ARRANGE NETWORKS/TREES

NETWORK TASKS

  • Topology based tasks
    • find paths
    • find (topological) neighbors
    • compare centrality / importance measures
    • identify clusters / communities
  • Attribute based tasks (similar to tabular data)
    • find distributions, etc…
  • Combination tasks, incorporating both
    • example: find friends-of-friends who like cats
      • topology: find all adjacent nodes of given node
      • attributes: check if has-pet (node attribute) == cat

OPTIMIZATION BASED LAYOUTS

  • Formulate layout problem as an optimization problem
  • Convert criteria into a weighted cost function
    • F(layout) = a(crossing counts) + b(drawing space used)+…
  • Use known optimization techniques to find layout at minimal cost
    • energy-based physics models
    • force-directed placement
    • spring embedders

FORCE DIRECTED PLACEMENT

  • Physics model
    • Links = springs pull together
    • Nodes = magnets repulse apart
  • Algorithm
    • Place vertices in random locations
    • While not equilibrium, calculate force on vertex as sum of:
      • pairwise repulsion of all nodes
      • attraction between connected nodes
    • Move vertex by c(vertex_force)

FORCE DIRECTED PROS/CONS

  • Strengths
    • reasonable layout for small, sparse graphs
    • clusters typically visible
    • edge length uniformity
  • Weaknesses
    • nondeterministic
    • computationally expensive: O(n^3) for n nodes
      • each step is n^2, takes ~n cycles to reach equilibrium
      • naive FD doesn’t scale well beyond 1K nodes
    • iterative progress: engaging but distracting

FORCE DIRECTED IDIOM

  • Visual Encoding:. link connection marks, node point marks
  • Considerations:
    • Spatial position: no meaning directly encoded, left free to minimize crossings
    • Proximity semantics:
      • sometimes meaningful, sometimes an artifact of layout algorithm
      • tension with length (long edges more visually salient than short)
  • Tasks:
    • explore topology; locate paths and/or clusters
  • Scalability
    • node/edge density E < 4N

FORCE DIRECTED EXAMPLES

Force Directed Graph

Disjoint Force Directed

OBSERVABLE D3 LIBRARY

CIRCULAR LAYOUTS / ARC DIAGRAMS

  • Restricted node-link layouts: lay out nodes around circle or along line
  • Data
    • original: network
    • derived: node ordering attribute (global computation)
  • Considerations: node ordering crucial to avoid excessive clutter from edge crossings
    • examples: before & after barycentric ordering.
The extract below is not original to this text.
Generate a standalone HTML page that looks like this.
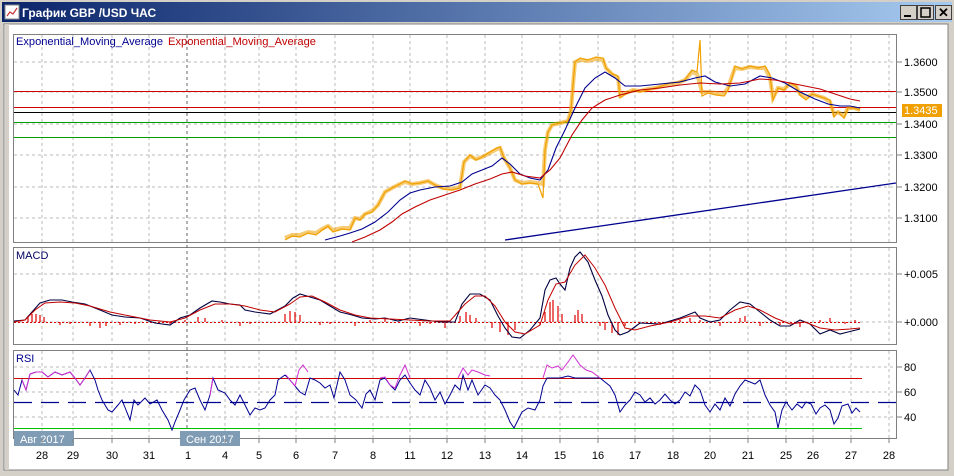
<!DOCTYPE html>
<html><head><meta charset="utf-8"><style>
html,body{margin:0;padding:0;width:954px;height:476px;overflow:hidden;background:#d4d0c8}
svg{display:block}
text{font-family:"Liberation Sans",sans-serif}
</style></head><body>
<svg width="954" height="476" xmlns="http://www.w3.org/2000/svg">
<defs><linearGradient id="tb" x1="0" x2="1"><stop offset="0" stop-color="#0a246a"/><stop offset="1" stop-color="#a6caf0"/></linearGradient></defs>
<rect x="0" y="0" width="954" height="476" fill="#d4d0c8"/>
<rect x="2" y="2" width="950" height="20" fill="url(#tb)"/>
<rect x="5" y="5" width="14" height="14" fill="#fff" stroke="#888"/>
<polyline points="7,16 10,12 13,14 17,8" fill="none" stroke="#c33" stroke-width="1.2"/>
<text x="22" y="17" fill="#fff" font-size="12" font-weight="bold">График GBP /USD  ЧАС</text>
<g font-size="13" font-weight="bold" fill="#000">
<rect x="900.5" y="5.5" width="16" height="14" fill="#d4d0c8" stroke="#404040" stroke-width="1"/><rect x="904" y="15" width="7" height="2" fill="#000"/>
<rect x="917.5" y="5.5" width="16" height="14" fill="#d4d0c8" stroke="#404040"/><rect x="921" y="8" width="9" height="9" fill="none" stroke="#000" stroke-width="1.5"/>
<rect x="935.5" y="5.5" width="16" height="14" fill="#d4d0c8" stroke="#404040"/><text x="938" y="17">✕</text>
</g>
<rect x="4" y="24" width="944" height="446" fill="#fff" stroke="#808080"/>
<rect x="5" y="24" width="4" height="446" fill="#d4d0c8"/>
<g fill="none" stroke="#808080">
<rect x="13.5" y="34.5" width="883" height="208"/>
<rect x="13.5" y="247.5" width="883" height="97"/>
<rect x="13.5" y="350.5" width="883" height="88"/>
</g>
<g stroke="#bbb" stroke-dasharray="3,3">
<path d="M42 35V242M73 35V242M112 35V242M149 35V242M225 35V242M259 35V242M296 35V242M335 35V242M373 35V242M410 35V242M447 35V242M485 35V242M522 35V242M560 35V242M598 35V242M635 35V242M673 35V242M710 35V242M748 35V242M786 35V242M813 35V242M851 35V242M889 35V242"/>
<path d="M42 248V344M73 248V344M112 248V344M149 248V344M225 248V344M259 248V344M296 248V344M335 248V344M373 248V344M410 248V344M447 248V344M485 248V344M522 248V344M560 248V344M598 248V344M635 248V344M673 248V344M710 248V344M748 248V344M786 248V344M813 248V344M851 248V344M889 248V344"/>
<path d="M42 351V438M73 351V438M112 351V438M149 351V438M225 351V438M259 351V438M296 351V438M335 351V438M373 351V438M410 351V438M447 351V438M485 351V438M522 351V438M560 351V438M598 351V438M635 351V438M673 351V438M710 351V438M748 351V438M786 351V438M813 351V438M851 351V438M889 351V438"/>
<path d="M14 62H896M14 92H896M14 124H896M14 155H896M14 187H896M14 218H896"/>
<path d="M14 274H896M14 322H896M14 367H896M14 392H896M14 417H896"/>
</g>
<path d="M187 35V446" stroke="#666" stroke-dasharray="3,3"/>
<g stroke="#808080"><path d="M897 62h5M897 92h5M897 124h5M897 155h5M897 187h5M897 218h5M897 274h5M897 322h5M897 367h5M897 392h5M897 417h5"/></g>
<g font-size="11" fill="#000">
<text x="904" y="66">1.3600</text><text x="904" y="96">1.3500</text><text x="904" y="128">1.3400</text><text x="904" y="159">1.3300</text><text x="904" y="191">1.3200</text><text x="904" y="222">1.3100</text>
<text x="904" y="278">+0.005</text><text x="904" y="326">+0.000</text>
<text x="904" y="371">80</text><text x="904" y="396">60</text><text x="904" y="421">40</text>
</g>
<rect x="902" y="104" width="40" height="13" fill="#f0a000"/>
<text x="904" y="114" font-size="11" fill="#fff">1.3435</text>
<g stroke-width="1">
<path d="M14 91.5H896" stroke="#d00000"/>
<path d="M14 107.5H896" stroke="#d00000"/>
<path d="M14 112.5H896" stroke="#000"/>
<path d="M14 122.5H896" stroke="#00a000"/>
<path d="M14 137.5H896" stroke="#00a000"/>
<path d="M505 240L896 183" stroke="#000090" stroke-width="1.3"/>
</g>
<g fill="none" stroke="#f0a000" stroke-width="1.2">
<polyline stroke-width="4" stroke-opacity="0.55" points="285,238 292,235 300,235 308,232 316,233 322,229 328,226 333,230 342,228 350,228 355,218 360,219 365,214 372,211 378,205 385,192 392,188 398,185 405,182 412,184 420,183 428,181 435,185 443,188 452,189 460,187 464,162 470,156 476,159 482,157 490,153 497,149 500,148 504,158 510,168 515,180 522,183 530,182 538,183 543,184 545,150 548,132 552,125 560,123 568,121 571,110 573,85 575,62 580,60 588,61 596,59 603,60 606,68 612,74 618,78 620,95 626,93 633,90 640,91 648,89 655,88 662,86 670,84 678,83 685,80 692,72 697,74 702,92 708,92 716,93 724,94 728,88 732,76 735,68 742,69 750,67 758,68 765,68 770,78 773,98 778,88 784,89 790,84 796,86 800,94 806,98 812,94 818,96 824,98 830,102 834,114 838,112 844,116 848,108 854,108 860,110"/>
<polyline points="285,240 292,236 300,237 308,233 316,235 322,230 328,226 333,232 342,229 350,230 355,218 360,220 365,214 372,212 378,205 385,192 392,188 398,185 405,181 412,184 420,183 428,181 435,185 443,189 452,190 460,188 464,162 470,155 476,160 482,157 490,152 497,148 500,147 504,158 510,168 515,180 522,184 530,183 538,184 543,198 545,150 548,132 552,125 560,123 568,121 571,110 573,85 575,62 580,58 588,60 596,57 603,58 606,68 612,74 618,76 620,98 626,94 633,90 640,92 648,90 655,88 662,86 670,83 678,82 685,80 692,70 697,72 700,40 702,96 708,93 716,95 724,96 728,90 732,78 735,66 742,69 750,66 758,68 765,66 770,75 773,100 778,88 784,90 790,83 796,86 800,95 806,100 812,94 818,96 824,98 830,100 834,117 838,112 844,118 848,108 854,108 860,110"/>
</g>
<polyline fill="none" stroke="#000090" stroke-width="1.1" points="325,240 340,236 350,233 362,229 375,222 388,212 400,200 410,193 420,190 435,187 450,186 462,182 472,174 482,170 492,166 502,158 510,164 520,174 530,178 540,180 548,170 556,148 565,130 575,108 585,88 595,78 605,72 615,78 625,86 640,86 660,84 680,82 695,78 705,76 715,82 730,86 745,84 760,76 772,78 785,83 800,92 815,99 828,104 840,106 850,106 860,108"/>
<polyline fill="none" stroke="#c00000" stroke-width="1.1" points="352,242 365,237 380,230 392,222 402,214 415,207 430,200 445,195 460,190 475,184 490,179 502,174 512,172 525,176 540,178 550,170 560,158 572,135 582,120 592,108 605,100 620,95 640,90 660,88 680,85 700,83 720,84 740,83 760,79 775,80 790,83 805,86 820,89 835,94 850,99 860,101"/>
<g font-size="11"><text x="16" y="45" fill="#000090" textLength="147" lengthAdjust="spacingAndGlyphs">Exponential_Moving_Average</text><text x="168" y="45" fill="#c00000" textLength="148" lengthAdjust="spacingAndGlyphs">Exponential_Moving_Average</text></g>
<text x="16" y="259" font-size="11" fill="#000060">MACD</text>
<path d="M14 322.5H860" stroke="#e00000" stroke-dasharray="2,2"/>
<g stroke="#e00000" stroke-width="1.2">
<path d="M28 322V316M32 322V314M36 322V314M40 322V315M44 322V317M60 322V325M70 322V324M90 322V326M100 322V328M106 322V326M120 322V325M135 322V324M170 322V324M185 322V320M198 322V317M205 322V318M222 322V320M240 322V326M250 322V324M285 322V314M290 322V311M295 322V312M300 322V315M320 322V325M330 322V324M355 322V326M370 322V320M385 322V318M395 322V322M420 322V326M430 322V324M445 322V328M460 322V316M466 322V312M470 322V315M476 322V318M492 322V328M500 322V332M508 322V335M515 322V330M540 322V325M545 322V312M550 322V302M553 322V300M558 322V306M562 322V314M575 322V315M578 322V310M582 322V314M600 322V326M605 322V330M612 322V333M618 322V335M625 322V326M660 322V325M680 322V320M690 322V318M700 322V320M720 322V326M740 322V318M745 322V316M760 322V326M780 322V325M800 322V327M820 322V320M830 322V318M845 322V324M855 322V320"/>
</g>
<polyline fill="none" stroke="#000040" stroke-width="1.1" points="14,321 25,320 32,312 40,303 50,300 62,300 72,302 85,304 100,310 112,315 125,317 140,318 155,323 170,325 180,318 190,315 200,308 212,301 220,302 230,304 240,305 245,310 255,312 270,314 285,306 293,298 300,294 310,297 320,300 330,306 340,312 352,315 362,318 375,319 385,318 398,321 410,318 425,320 440,322 455,322 462,304 470,294 480,294 490,300 498,316 505,328 512,337 520,338 530,330 540,318 545,290 550,280 556,278 560,284 565,290 570,268 575,257 580,252 588,262 595,280 602,296 608,315 615,330 620,335 628,332 640,323 660,324 680,318 695,312 700,318 710,322 720,320 730,310 740,302 750,304 760,312 770,320 780,326 790,326 800,320 810,324 820,334 830,330 840,334 848,332 860,329"/>
<polyline fill="none" stroke="#c00000" stroke-width="1" points="14,322 25,320 35,310 45,303 60,302 75,303 90,306 110,312 130,316 150,320 170,322 185,318 200,310 215,304 230,304 245,306 260,310 275,312 290,304 300,297 312,296 325,302 340,310 355,315 370,318 390,319 410,320 430,321 450,321 465,304 475,296 485,296 495,306 505,322 515,332 525,334 540,325 548,300 556,284 565,282 575,265 585,255 595,268 605,285 615,308 625,328 635,330 650,326 670,322 690,316 705,316 720,318 735,310 748,306 760,310 775,318 790,324 805,322 820,328 835,330 850,329 860,328"/>
<text x="16" y="362" font-size="11" fill="#000090">RSI</text>
<path d="M14 378.5H862" stroke="#d00000"/>
<path d="M14 402.5H896" stroke="#000090" stroke-width="1.2" stroke-dasharray="18,9"/>
<path d="M14 428.5H862" stroke="#00c000"/>
<polyline fill="none" stroke="#000090" stroke-width="1" points="14,390 18,395 22,380 26,390 30,374 36,372 42,372 48,377 55,372 62,375 70,372 75,378 80,385 85,378 90,370 95,380 98,390 102,400 108,410 112,412 118,405 122,400 126,410 130,420 134,400 138,405 145,398 150,404 157,400 162,410 168,420 172,430 175,422 180,410 184,400 190,390 195,388 200,400 205,410 210,395 213,378 218,390 225,393 230,400 235,405 240,395 245,405 250,415 255,408 260,410 265,408 270,400 275,395 278,380 285,375 290,380 295,386 300,392 305,395 310,378 315,380 320,383 325,388 330,385 334,398 340,372 345,380 350,395 356,400 362,408 366,394 370,390 375,400 380,380 385,378 390,385 395,390 400,380 405,375 410,383 415,390 420,395 425,380 430,388 435,400 440,392 445,404 450,395 455,385 460,390 463,375 468,390 472,380 478,395 485,385 490,388 495,395 500,400 505,410 510,422 514,428 518,420 522,412 528,408 535,410 540,400 543,386 547,378 560,378 568,376 575,378 585,378 595,378 600,378 605,382 610,386 615,395 620,412 625,405 630,400 635,392 640,395 645,402 650,398 655,404 660,400 665,394 670,400 675,404 680,400 685,392 690,396 695,385 700,390 705,405 710,412 715,404 720,410 725,398 730,406 735,394 740,386 745,380 750,382 755,384 760,380 765,395 770,405 775,412 778,428 782,410 786,402 792,410 797,404 802,408 806,402 811,404 816,414 820,408 825,405 830,410 834,424 838,418 842,406 848,404 852,413 856,408 860,412"/>
<g fill="none" stroke="#d030d0" stroke-width="1"><polyline points="22,380 26,390 30,374 36,372 42,372 48,377 55,372 62,375 70,372 75,378 80,385 85,378 90,370"/><polyline points="210,395 213,378"/><polyline points="286,375 290,380 295,386 299,370 303,365 308,372"/><polyline points="380,378 385,377 390,385 395,388 400,375 405,365 410,378"/><polyline points="458,378 463,368 468,375 472,370 478,372 485,375 490,376"/><polyline points="543,378 547,365 552,368 558,366 562,370 568,362 573,355 580,365 586,370 592,372 600,378"/></g>
<rect x="14" y="431" width="60" height="15" fill="#7f9cb4"/><text x="20" y="443" font-size="11" fill="#fff">Авг 2017</text>
<rect x="180" y="431" width="60" height="15" fill="#7f9cb4"/><text x="186" y="443" font-size="11" fill="#fff">Сен 2017</text>
<g stroke="#808080"><path d="M42 439v4M73 439v4M112 439v4M149 439v4M225 439v4M259 439v4M296 439v4M335 439v4M373 439v4M410 439v4M447 439v4M485 439v4M522 439v4M560 439v4M598 439v4M635 439v4M673 439v4M710 439v4M748 439v4M786 439v4M813 439v4M851 439v4M889 439v4"/></g>
<g font-size="11" fill="#000" text-anchor="middle">
<text x="42" y="459">28</text><text x="73" y="459">29</text><text x="112" y="459">30</text><text x="149" y="459">31</text><text x="188" y="459">1</text><text x="225" y="459">4</text><text x="259" y="459">5</text><text x="296" y="459">6</text><text x="335" y="459">7</text><text x="373" y="459">8</text><text x="410" y="459">11</text><text x="447" y="459">12</text><text x="485" y="459">13</text><text x="522" y="459">14</text><text x="560" y="459">15</text><text x="598" y="459">16</text><text x="635" y="459">17</text><text x="673" y="459">18</text><text x="710" y="459">20</text><text x="748" y="459">21</text><text x="786" y="459">25</text><text x="813" y="459">26</text><text x="851" y="459">27</text><text x="889" y="459">28</text>
</g>
</svg>
</body></html>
The goal of barycentric ordering is to optimize this layout by considering the positions of the nodes based on their connections, thus reducing the overlap and crossings of the arcs that represent the links between nodes.

Arc Diagram

ADJACENCY MATRIX

Matrix derived from network

NODE ORDER

ANIMATED VERSION built with D3 by Mike Bostock.

MATRIX PROS/CONS

Good for topology tasks related to neighborhoods. Bad for topology tasks related to paths.

TREES

CONNECTION AND CONTAINMENT

  • Marks as links (vs. nodes)
    • common case in network drawing
    • 1D case: connection
      • ex: all node-link diagrams
      • emphasizes topology, path tracing
      • networks and trees
    • 2D case: containment
      • ex: all treemap variants
      • emphasizes attribute values at leaves (size coding)
      • only trees

TREEMAP

  • Data: tree with 1 quantitative attribute at leaf nodes
  • Encoding:
    • area containment marks for hierarchical structure
    • rectilinear orientation
    • size encodes quant attrib
  • Tasks:
    • query attribute at leaf nodes
    • ex: disk space usage within filesystem
  • Scalability:
    • 1M leaf nodes

IMPLICIT TREE LAYOUTS

An alternative to connection and containment is position. These show parent-child relationships only through relative positions.

TREE IDIOMS

  • Data shown
    • link relationships
    • tree depth
    • sibling order
  • Design choices
    • connection vs containment link marks
    • rectilinear vs radial layout
    • spatial position channels
  • Considerations
    • redundant? arbitrary?
    • information density?
      • avoid wasting space
      • consider where to fit labels!

ARRANGE NETWORKS/TREES